CHALLENGE
From the listing below, copy every line with the word "components".

MATERIAL
* START *

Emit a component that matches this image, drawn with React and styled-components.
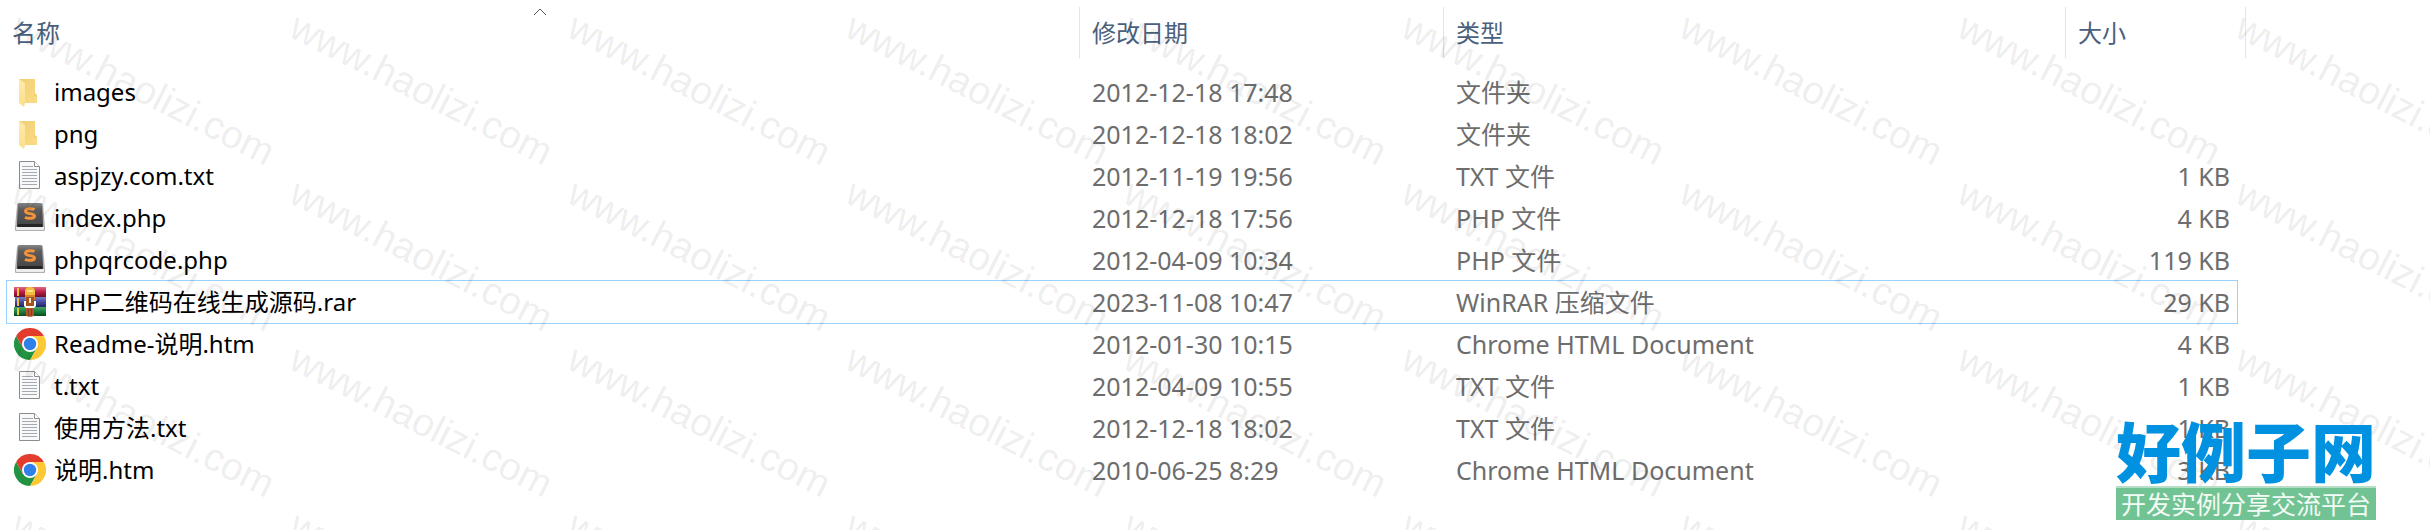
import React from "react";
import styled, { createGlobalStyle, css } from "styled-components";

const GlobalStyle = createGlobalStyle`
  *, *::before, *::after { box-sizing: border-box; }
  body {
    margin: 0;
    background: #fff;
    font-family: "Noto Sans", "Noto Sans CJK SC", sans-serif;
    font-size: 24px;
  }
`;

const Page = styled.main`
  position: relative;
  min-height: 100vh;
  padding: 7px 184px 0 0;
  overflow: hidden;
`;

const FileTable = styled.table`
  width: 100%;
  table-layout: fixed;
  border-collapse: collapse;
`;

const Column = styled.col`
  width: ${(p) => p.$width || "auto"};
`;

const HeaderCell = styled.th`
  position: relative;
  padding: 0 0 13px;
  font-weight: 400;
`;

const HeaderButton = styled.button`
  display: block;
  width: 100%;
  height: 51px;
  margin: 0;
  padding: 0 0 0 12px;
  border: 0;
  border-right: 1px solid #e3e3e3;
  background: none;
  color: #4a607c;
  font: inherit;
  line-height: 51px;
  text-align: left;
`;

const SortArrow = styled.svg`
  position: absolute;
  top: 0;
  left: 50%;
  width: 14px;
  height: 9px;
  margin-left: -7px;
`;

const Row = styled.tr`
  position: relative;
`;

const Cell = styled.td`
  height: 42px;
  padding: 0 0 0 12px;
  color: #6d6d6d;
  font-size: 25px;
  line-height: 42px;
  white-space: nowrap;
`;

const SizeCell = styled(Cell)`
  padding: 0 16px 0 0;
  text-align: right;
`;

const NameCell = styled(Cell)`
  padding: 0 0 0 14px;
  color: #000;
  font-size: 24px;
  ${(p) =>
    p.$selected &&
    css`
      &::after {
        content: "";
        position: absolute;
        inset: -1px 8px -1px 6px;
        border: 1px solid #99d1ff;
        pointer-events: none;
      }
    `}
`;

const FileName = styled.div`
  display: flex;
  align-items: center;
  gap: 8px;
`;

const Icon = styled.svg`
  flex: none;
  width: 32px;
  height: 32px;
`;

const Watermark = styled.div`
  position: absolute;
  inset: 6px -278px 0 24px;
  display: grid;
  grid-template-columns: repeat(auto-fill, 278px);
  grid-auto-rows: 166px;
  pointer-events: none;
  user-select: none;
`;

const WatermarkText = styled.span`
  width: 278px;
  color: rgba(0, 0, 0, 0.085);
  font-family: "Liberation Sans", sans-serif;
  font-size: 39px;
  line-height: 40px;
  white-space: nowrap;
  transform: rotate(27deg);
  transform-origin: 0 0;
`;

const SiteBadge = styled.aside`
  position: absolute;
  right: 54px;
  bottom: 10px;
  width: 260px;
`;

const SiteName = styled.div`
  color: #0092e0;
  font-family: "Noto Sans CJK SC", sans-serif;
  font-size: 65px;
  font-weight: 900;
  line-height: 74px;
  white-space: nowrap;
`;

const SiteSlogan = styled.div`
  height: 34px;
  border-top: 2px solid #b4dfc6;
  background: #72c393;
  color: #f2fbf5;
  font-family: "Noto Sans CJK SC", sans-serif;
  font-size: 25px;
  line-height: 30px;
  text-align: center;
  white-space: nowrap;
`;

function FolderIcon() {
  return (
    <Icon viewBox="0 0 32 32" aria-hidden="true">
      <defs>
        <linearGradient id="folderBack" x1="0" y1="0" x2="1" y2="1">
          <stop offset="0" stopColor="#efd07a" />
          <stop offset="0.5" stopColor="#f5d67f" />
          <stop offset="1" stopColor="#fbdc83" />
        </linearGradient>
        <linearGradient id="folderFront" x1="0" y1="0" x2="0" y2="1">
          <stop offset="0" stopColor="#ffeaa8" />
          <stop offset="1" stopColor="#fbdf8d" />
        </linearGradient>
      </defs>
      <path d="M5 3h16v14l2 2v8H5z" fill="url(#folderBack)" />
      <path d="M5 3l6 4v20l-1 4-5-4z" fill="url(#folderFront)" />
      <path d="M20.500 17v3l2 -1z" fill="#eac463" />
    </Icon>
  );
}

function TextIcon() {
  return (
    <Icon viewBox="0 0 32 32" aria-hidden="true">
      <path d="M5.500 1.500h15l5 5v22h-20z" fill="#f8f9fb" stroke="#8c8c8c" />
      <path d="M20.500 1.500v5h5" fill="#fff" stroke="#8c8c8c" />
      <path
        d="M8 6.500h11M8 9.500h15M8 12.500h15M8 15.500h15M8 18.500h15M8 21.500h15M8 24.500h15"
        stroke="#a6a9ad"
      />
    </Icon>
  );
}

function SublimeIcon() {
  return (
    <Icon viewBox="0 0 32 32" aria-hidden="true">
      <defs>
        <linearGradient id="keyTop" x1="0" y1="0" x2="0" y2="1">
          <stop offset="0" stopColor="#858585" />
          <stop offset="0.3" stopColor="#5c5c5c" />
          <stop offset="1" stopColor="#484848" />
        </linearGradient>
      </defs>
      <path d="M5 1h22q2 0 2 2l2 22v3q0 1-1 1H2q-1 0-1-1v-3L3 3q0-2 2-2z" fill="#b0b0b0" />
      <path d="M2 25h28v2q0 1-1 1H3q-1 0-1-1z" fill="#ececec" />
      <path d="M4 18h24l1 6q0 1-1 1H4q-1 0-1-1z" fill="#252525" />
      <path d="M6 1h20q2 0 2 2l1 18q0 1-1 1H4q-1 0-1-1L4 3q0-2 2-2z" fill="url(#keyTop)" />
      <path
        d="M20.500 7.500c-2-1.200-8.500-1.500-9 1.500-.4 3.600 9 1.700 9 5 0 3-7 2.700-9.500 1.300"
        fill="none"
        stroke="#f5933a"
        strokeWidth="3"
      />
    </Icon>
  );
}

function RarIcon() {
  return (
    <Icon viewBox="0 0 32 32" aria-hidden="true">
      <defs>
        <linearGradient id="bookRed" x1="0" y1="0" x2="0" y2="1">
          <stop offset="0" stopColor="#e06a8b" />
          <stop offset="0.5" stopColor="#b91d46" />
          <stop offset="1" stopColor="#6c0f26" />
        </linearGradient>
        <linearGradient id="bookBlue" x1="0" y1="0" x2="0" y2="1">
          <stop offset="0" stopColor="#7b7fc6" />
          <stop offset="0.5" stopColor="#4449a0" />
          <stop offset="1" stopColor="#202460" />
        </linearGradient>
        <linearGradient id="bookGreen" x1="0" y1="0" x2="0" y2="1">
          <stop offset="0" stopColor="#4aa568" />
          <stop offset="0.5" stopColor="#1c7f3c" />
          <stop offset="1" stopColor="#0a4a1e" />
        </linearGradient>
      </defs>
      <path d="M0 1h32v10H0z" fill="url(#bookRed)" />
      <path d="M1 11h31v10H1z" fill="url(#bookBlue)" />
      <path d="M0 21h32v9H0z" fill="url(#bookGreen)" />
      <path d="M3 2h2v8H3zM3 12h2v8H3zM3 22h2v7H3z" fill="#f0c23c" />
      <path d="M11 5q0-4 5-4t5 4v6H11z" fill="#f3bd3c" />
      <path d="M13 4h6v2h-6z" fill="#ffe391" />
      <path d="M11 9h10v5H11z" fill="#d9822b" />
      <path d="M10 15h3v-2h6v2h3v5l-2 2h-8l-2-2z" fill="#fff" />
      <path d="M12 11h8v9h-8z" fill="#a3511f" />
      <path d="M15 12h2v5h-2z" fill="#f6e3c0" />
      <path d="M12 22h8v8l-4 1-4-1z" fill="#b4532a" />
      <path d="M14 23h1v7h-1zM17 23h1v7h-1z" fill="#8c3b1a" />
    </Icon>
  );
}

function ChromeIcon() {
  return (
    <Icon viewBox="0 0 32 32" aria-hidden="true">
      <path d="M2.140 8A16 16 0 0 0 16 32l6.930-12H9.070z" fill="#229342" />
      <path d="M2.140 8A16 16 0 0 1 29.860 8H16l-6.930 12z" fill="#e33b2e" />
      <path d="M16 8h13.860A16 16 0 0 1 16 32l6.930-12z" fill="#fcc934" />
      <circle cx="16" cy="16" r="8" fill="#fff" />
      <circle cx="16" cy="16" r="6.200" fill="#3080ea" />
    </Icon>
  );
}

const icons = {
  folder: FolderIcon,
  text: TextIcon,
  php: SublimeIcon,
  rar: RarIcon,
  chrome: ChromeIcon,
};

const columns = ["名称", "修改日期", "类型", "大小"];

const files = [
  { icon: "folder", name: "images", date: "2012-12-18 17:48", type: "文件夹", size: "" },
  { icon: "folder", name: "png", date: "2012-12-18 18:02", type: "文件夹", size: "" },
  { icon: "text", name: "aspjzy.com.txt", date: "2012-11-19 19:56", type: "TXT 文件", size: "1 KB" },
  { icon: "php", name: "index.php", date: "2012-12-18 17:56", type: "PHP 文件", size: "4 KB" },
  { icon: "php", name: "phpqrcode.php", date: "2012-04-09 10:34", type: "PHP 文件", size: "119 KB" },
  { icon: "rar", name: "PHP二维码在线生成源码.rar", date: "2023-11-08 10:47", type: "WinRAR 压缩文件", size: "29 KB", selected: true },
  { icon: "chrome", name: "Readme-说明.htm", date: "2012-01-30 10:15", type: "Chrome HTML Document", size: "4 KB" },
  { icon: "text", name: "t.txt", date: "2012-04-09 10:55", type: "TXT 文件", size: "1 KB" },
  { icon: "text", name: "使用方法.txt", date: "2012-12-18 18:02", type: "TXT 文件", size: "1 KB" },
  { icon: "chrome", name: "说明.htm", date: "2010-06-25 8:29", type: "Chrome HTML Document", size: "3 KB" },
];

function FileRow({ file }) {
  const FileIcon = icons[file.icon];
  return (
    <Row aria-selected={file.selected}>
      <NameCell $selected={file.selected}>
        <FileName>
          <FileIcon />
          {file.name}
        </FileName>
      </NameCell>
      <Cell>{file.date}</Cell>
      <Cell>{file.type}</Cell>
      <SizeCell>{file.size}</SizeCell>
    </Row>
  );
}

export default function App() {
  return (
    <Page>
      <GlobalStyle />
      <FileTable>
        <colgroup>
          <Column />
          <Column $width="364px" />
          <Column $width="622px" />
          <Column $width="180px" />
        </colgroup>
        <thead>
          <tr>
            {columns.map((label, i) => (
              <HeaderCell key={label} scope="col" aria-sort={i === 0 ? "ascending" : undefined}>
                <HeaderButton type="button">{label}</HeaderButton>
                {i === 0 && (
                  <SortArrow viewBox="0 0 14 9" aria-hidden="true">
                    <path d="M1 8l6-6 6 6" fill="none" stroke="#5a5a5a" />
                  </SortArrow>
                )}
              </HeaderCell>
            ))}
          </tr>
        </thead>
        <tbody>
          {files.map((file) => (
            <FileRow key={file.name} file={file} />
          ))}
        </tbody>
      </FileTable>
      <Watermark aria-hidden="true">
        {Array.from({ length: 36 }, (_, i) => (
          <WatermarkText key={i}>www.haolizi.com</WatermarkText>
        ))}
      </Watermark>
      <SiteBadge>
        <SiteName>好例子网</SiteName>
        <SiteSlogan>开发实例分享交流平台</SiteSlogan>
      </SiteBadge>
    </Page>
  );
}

* END *

FINAL RESULT
Emit a component that matches this image, drawn with React and styled-components.
import styled, { createGlobalStyle, css } from "styled-components";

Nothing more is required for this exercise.